Provided data =>
# # #

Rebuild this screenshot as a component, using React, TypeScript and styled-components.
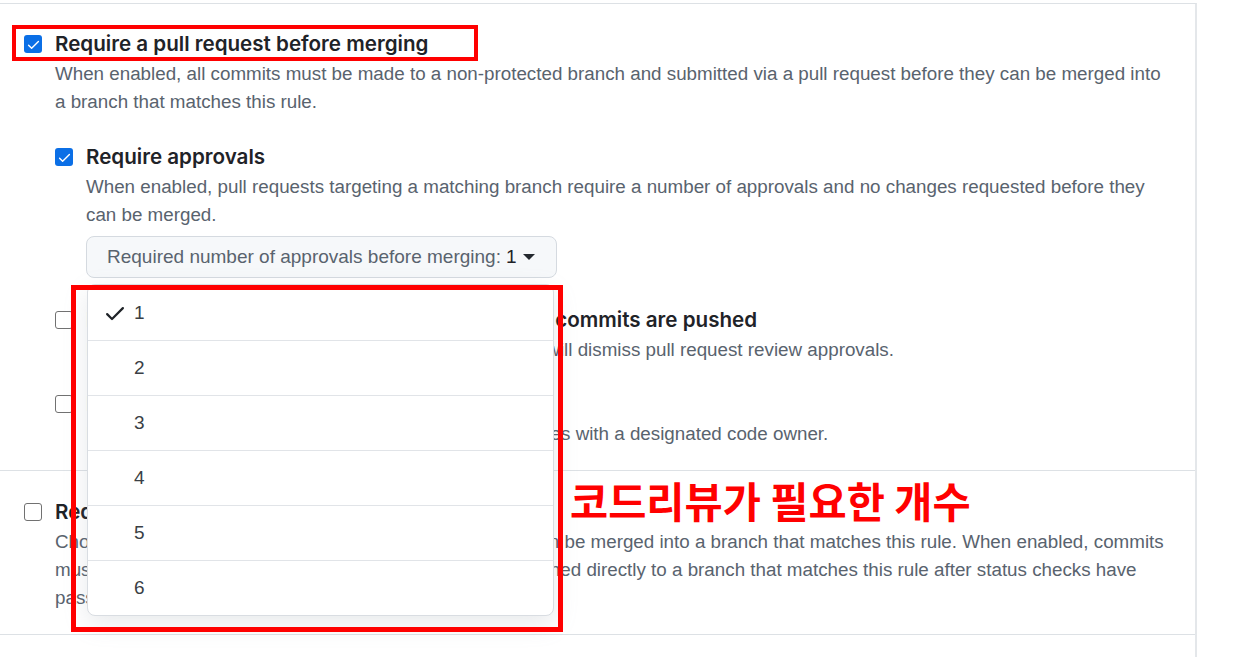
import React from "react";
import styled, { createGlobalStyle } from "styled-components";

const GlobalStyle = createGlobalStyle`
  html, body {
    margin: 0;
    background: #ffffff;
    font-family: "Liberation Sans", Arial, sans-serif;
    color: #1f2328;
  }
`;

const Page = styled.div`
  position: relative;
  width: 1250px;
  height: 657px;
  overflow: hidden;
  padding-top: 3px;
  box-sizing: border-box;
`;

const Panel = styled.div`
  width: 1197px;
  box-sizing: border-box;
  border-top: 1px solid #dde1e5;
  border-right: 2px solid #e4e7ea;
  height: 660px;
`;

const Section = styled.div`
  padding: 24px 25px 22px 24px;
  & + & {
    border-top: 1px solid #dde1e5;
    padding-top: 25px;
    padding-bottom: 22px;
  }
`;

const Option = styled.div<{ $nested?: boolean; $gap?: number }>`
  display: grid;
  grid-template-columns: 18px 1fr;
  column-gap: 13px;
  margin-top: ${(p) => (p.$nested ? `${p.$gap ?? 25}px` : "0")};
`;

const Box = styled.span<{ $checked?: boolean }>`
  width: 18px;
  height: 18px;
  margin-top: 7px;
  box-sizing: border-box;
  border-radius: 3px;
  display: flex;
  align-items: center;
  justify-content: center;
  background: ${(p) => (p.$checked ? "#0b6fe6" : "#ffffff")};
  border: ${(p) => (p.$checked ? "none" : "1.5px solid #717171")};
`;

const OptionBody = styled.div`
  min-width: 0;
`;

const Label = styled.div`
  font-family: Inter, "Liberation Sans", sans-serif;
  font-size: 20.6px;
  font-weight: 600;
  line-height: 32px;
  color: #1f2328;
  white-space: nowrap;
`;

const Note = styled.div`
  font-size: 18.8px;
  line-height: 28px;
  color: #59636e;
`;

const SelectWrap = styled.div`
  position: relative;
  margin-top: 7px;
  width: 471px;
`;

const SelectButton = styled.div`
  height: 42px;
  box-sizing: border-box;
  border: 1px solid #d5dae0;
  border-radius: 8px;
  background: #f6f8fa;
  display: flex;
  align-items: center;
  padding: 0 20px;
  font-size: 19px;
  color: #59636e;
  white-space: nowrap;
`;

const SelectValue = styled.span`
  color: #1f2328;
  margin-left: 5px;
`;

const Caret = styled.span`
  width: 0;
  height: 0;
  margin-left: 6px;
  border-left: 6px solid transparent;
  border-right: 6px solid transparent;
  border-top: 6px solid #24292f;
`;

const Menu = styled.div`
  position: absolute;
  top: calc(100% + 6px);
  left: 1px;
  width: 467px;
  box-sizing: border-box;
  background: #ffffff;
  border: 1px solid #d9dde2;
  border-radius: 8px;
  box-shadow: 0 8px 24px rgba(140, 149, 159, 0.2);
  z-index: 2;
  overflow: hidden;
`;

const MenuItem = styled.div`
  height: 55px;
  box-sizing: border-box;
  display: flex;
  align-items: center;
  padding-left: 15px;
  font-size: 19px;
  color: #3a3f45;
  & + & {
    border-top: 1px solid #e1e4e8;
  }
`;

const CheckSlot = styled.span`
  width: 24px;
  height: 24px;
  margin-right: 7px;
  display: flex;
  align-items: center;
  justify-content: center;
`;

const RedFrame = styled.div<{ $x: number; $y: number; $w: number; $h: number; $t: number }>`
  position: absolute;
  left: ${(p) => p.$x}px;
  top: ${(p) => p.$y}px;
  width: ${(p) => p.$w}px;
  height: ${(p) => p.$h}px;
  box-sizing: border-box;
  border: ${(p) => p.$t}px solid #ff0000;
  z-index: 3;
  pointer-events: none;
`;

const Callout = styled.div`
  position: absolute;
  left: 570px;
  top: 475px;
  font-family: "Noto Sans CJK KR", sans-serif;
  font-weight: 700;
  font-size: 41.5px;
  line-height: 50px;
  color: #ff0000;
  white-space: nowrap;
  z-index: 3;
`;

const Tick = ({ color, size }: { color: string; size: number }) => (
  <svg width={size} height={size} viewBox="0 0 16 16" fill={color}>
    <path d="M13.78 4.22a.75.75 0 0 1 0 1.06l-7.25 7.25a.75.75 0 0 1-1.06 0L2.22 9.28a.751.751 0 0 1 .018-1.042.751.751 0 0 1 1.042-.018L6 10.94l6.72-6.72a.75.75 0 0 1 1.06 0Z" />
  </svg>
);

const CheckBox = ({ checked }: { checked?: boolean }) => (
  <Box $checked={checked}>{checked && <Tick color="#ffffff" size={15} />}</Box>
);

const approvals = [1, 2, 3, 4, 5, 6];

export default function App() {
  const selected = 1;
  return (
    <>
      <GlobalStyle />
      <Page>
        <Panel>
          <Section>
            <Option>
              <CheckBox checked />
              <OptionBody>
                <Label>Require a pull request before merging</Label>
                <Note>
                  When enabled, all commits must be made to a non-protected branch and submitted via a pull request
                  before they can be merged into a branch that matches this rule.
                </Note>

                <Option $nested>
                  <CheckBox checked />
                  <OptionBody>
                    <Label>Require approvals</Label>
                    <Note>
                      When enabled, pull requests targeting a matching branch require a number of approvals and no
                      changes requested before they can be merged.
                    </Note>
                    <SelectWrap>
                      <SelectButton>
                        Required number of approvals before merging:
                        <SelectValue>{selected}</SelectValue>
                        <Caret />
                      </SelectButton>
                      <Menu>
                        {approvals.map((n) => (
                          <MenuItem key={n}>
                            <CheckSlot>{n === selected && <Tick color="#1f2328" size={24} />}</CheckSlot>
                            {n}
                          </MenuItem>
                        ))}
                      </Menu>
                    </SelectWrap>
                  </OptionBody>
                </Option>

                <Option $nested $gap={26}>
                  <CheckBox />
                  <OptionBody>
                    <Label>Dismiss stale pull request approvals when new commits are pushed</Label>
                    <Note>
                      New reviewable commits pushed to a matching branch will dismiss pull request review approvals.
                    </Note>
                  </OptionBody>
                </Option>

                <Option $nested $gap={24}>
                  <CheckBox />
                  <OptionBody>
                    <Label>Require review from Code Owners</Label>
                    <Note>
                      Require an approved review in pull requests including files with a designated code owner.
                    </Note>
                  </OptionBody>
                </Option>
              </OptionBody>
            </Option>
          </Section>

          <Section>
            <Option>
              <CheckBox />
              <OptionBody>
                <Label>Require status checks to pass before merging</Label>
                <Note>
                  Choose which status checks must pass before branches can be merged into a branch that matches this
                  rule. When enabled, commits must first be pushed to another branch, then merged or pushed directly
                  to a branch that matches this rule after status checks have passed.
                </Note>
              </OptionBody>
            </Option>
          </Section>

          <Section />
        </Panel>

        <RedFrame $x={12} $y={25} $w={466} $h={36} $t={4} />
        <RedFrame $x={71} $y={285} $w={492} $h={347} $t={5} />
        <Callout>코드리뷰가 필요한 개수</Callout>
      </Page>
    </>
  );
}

# # #

Prompt => Return all the lines that contain the string "React".

Exercise solution =>
Rebuild this screenshot as a component, using React, TypeScript and styled-components.
import React from "react";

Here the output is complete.